| GIVEN MATERIAL |
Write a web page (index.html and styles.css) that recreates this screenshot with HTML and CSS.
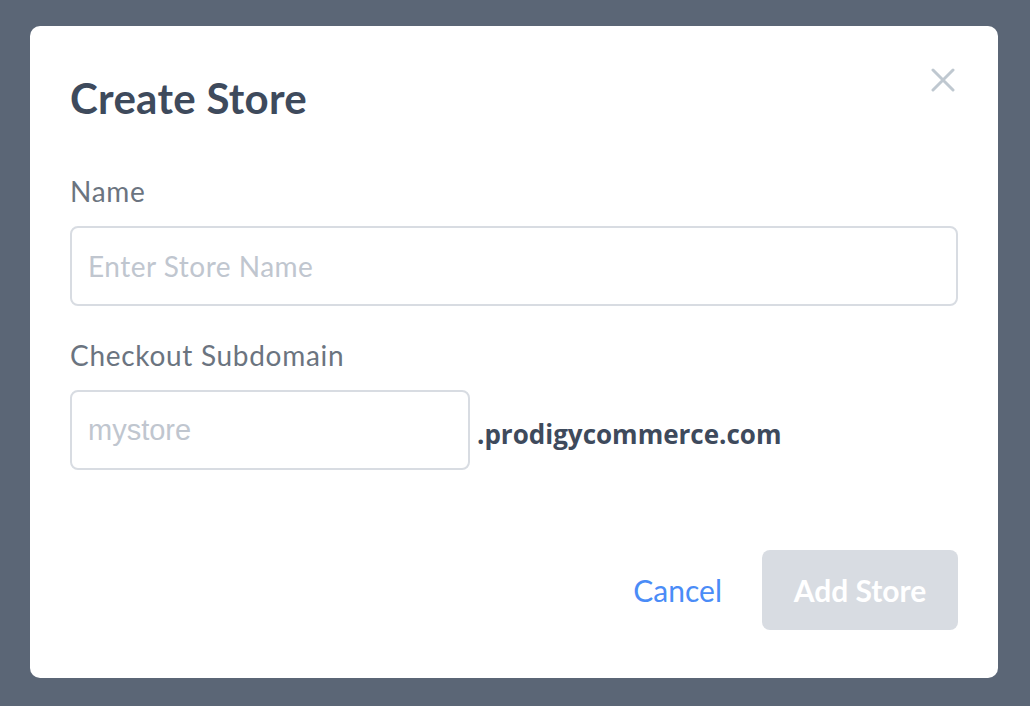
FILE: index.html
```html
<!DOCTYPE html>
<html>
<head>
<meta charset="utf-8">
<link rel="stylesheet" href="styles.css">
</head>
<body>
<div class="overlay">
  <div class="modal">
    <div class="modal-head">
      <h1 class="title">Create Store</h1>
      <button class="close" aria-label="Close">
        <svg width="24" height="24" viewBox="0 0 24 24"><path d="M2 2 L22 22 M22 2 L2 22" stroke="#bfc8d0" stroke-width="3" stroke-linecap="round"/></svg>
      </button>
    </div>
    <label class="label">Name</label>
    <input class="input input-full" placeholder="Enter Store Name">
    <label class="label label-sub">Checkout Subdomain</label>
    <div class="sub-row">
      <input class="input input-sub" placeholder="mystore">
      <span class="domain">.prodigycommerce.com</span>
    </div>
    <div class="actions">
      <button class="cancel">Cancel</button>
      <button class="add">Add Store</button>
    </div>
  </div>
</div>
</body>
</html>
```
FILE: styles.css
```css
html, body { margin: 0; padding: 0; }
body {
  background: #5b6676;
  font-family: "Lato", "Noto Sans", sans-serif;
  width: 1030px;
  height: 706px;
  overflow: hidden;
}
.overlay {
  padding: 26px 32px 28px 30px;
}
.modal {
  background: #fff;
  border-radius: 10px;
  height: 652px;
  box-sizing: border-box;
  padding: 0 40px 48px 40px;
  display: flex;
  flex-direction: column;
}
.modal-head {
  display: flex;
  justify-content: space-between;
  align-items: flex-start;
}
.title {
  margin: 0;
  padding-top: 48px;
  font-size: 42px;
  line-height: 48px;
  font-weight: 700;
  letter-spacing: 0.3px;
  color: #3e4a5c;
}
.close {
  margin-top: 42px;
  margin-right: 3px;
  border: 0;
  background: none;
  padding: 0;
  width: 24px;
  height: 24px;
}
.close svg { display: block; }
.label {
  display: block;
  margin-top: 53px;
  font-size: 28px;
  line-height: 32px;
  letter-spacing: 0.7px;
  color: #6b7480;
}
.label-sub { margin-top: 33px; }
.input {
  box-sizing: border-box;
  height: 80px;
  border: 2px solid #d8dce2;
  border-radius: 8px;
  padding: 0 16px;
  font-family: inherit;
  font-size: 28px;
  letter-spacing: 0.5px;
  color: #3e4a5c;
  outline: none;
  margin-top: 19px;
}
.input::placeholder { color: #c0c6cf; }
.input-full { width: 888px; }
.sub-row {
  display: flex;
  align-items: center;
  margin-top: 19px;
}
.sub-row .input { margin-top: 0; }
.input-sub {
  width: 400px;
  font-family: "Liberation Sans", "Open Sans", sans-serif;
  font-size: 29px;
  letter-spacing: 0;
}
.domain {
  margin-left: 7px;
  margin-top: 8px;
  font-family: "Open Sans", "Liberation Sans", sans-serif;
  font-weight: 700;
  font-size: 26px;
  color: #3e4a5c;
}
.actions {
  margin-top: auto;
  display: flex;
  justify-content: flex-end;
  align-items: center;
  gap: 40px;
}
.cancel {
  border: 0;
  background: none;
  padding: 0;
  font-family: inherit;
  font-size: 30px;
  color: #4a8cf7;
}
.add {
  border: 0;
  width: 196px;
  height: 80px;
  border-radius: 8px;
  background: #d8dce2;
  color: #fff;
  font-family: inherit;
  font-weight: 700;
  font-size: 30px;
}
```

| WRITTEN EXERCISE |
Copy the whole listing above word for word but do not carry over the pictures.

| TASK RESPONSE |
Write a web page (index.html and styles.css) that recreates this screenshot with HTML and CSS.
FILE: index.html
```html
<!DOCTYPE html>
<html>
<head>
<meta charset="utf-8">
<link rel="stylesheet" href="styles.css">
</head>
<body>
<div class="overlay">
  <div class="modal">
    <div class="modal-head">
      <h1 class="title">Create Store</h1>
      <button class="close" aria-label="Close">
        <svg width="24" height="24" viewBox="0 0 24 24"><path d="M2 2 L22 22 M22 2 L2 22" stroke="#bfc8d0" stroke-width="3" stroke-linecap="round"/></svg>
      </button>
    </div>
    <label class="label">Name</label>
    <input class="input input-full" placeholder="Enter Store Name">
    <label class="label label-sub">Checkout Subdomain</label>
    <div class="sub-row">
      <input class="input input-sub" placeholder="mystore">
      <span class="domain">.prodigycommerce.com</span>
    </div>
    <div class="actions">
      <button class="cancel">Cancel</button>
      <button class="add">Add Store</button>
    </div>
  </div>
</div>
</body>
</html>
```
FILE: styles.css
```css
html, body { margin: 0; padding: 0; }
body {
  background: #5b6676;
  font-family: "Lato", "Noto Sans", sans-serif;
  width: 1030px;
  height: 706px;
  overflow: hidden;
}
.overlay {
  padding: 26px 32px 28px 30px;
}
.modal {
  background: #fff;
  border-radius: 10px;
  height: 652px;
  box-sizing: border-box;
  padding: 0 40px 48px 40px;
  display: flex;
  flex-direction: column;
}
.modal-head {
  display: flex;
  justify-content: space-between;
  align-items: flex-start;
}
.title {
  margin: 0;
  padding-top: 48px;
  font-size: 42px;
  line-height: 48px;
  font-weight: 700;
  letter-spacing: 0.3px;
  color: #3e4a5c;
}
.close {
  margin-top: 42px;
  margin-right: 3px;
  border: 0;
  background: none;
  padding: 0;
  width: 24px;
  height: 24px;
}
.close svg { display: block; }
.label {
  display: block;
  margin-top: 53px;
  font-size: 28px;
  line-height: 32px;
  letter-spacing: 0.7px;
  color: #6b7480;
}
.label-sub { margin-top: 33px; }
.input {
  box-sizing: border-box;
  height: 80px;
  border: 2px solid #d8dce2;
  border-radius: 8px;
  padding: 0 16px;
  font-family: inherit;
  font-size: 28px;
  letter-spacing: 0.5px;
  color: #3e4a5c;
  outline: none;
  margin-top: 19px;
}
.input::placeholder { color: #c0c6cf; }
.input-full { width: 888px; }
.sub-row {
  display: flex;
  align-items: center;
  margin-top: 19px;
}
.sub-row .input { margin-top: 0; }
.input-sub {
  width: 400px;
  font-family: "Liberation Sans", "Open Sans", sans-serif;
  font-size: 29px;
  letter-spacing: 0;
}
.domain {
  margin-left: 7px;
  margin-top: 8px;
  font-family: "Open Sans", "Liberation Sans", sans-serif;
  font-weight: 700;
  font-size: 26px;
  color: #3e4a5c;
}
.actions {
  margin-top: auto;
  display: flex;
  justify-content: flex-end;
  align-items: center;
  gap: 40px;
}
.cancel {
  border: 0;
  background: none;
  padding: 0;
  font-family: inherit;
  font-size: 30px;
  color: #4a8cf7;
}
.add {
  border: 0;
  width: 196px;
  height: 80px;
  border-radius: 8px;
  background: #d8dce2;
  color: #fff;
  font-family: inherit;
  font-weight: 700;
  font-size: 30px;
}
```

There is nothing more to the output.